Chamath ignited Silicon Valley’s obsession with an unusual financial mechanism to take companies public. Venture capitalist Bill Gurley recently said: “Chamath — he’s figured out the process for crushing it as a SPAC sponsor, and I think a lot of the others are just sitting still and don’t know what he knows.”
SPAC is the acronym for a special-purpose acquisition company. Anxious venture capitalists are willing to offload their portfolios onto the public market. And devoted companies see it as a path to becoming publicly traded stock.
A traditional IPO takes 10, 11, 12 years before going public, and they consume enormous amounts of capital. Chamath went to banks and says. “But if you are a high-growth company focused on future profits rather than current profits — this is a big limitation of a traditional IPO process because you can’t talk about the future.”

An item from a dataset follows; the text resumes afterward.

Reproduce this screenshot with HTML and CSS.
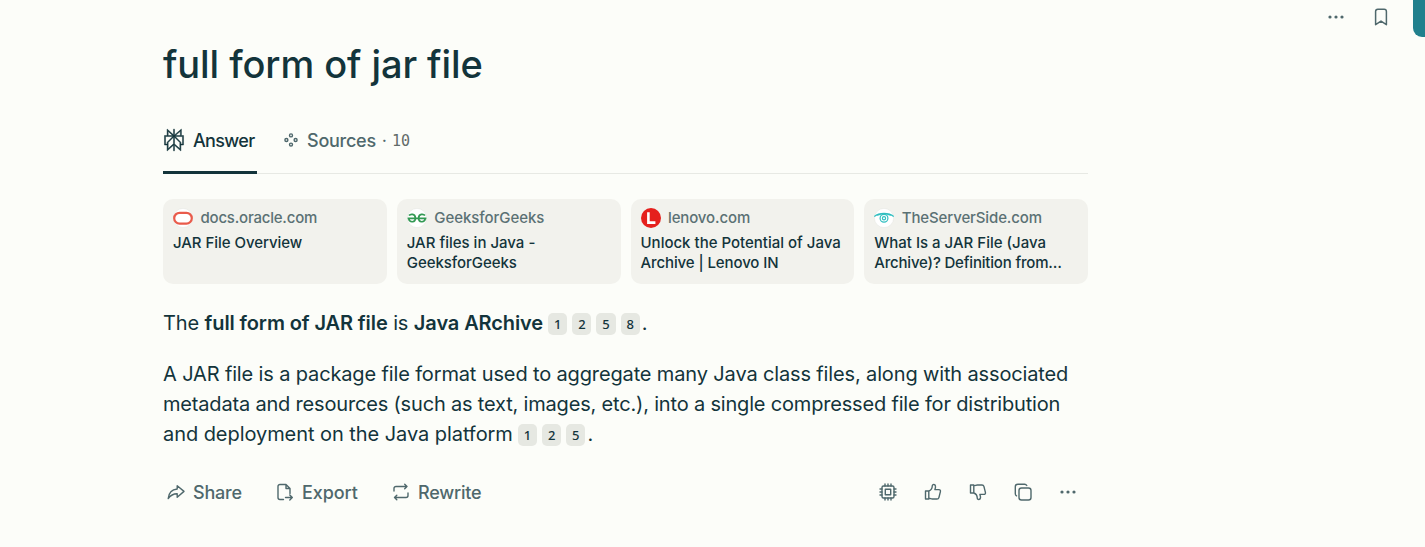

The core reason is simple: regulatory arbitrage. In a traditional IPO, you can’t offer detailed projections about your expected future financial performance. You’d take a legal risk if you went on CNBC and made all sorts of predictions about the company’s future financial performance.
SPACs have more freedom to pitch their growth stories. If you’re a company that’s losing money, a SPAC gives you the chance to project a more profitable future.
For the overall system, it’s a way to boost new companies into future profits. Yet, every cash-hungry company is doing it. And as 1999 taught us, we should be cautious about expecting future earnings in every tech company we find.
Chamath Palihapitiya doesn’t care about what chronic pessimists think.
Like Elon Musk or the young Jack Mallers, Chamath wants a better world. They don’t give a damn about money. They don’t need the money. They accept it because it’s the only instrument they have to create a better world. Less polluted, more egalitarian, less racist, and less xenophobic planet.
They’re fighting for freedom through money.
Money should be a means to an end.
Final Thoughts
I hope the next trillionaire will be someone who can fix our planet. As Chamath Paliyapitia said, we should expect money flowing to climate change entrepreneurs’ hands.
We should embrace a technological and deflationary economy. Money printing is not the solution.
Money should be a means to an end. Money should be solving our problems. And it isn’t.
I’m going to finish with a scenario Jeff Booth imagined in his fabulous book “The Price of Tomorrow”:
What if the natural order of things was permitted?
What if, instead of trying to stop deflation at all costs, we embrace it?
As technology spreads, deflation happens at the rate it should. Deflation becomes something celebrated because it means that we are getting more for less. We allow ourselves to accept abundance. Along that continuum, as technology removes jobs and fewer overall jobs are needed, prices will keep falling, allowing those who lose jobs a way to share in the benefit of technology abundance without massive transfers of wealth. If technology-driven price declines continue to the point of something becomes free, we let that happen, too. People will no longer have to be on an endless treadmill to pay for things that are constantly rising in price. As hard as that might be for us to accept, because it is such a radical change to the way things are today, it seems to me that it is the only real choice we have.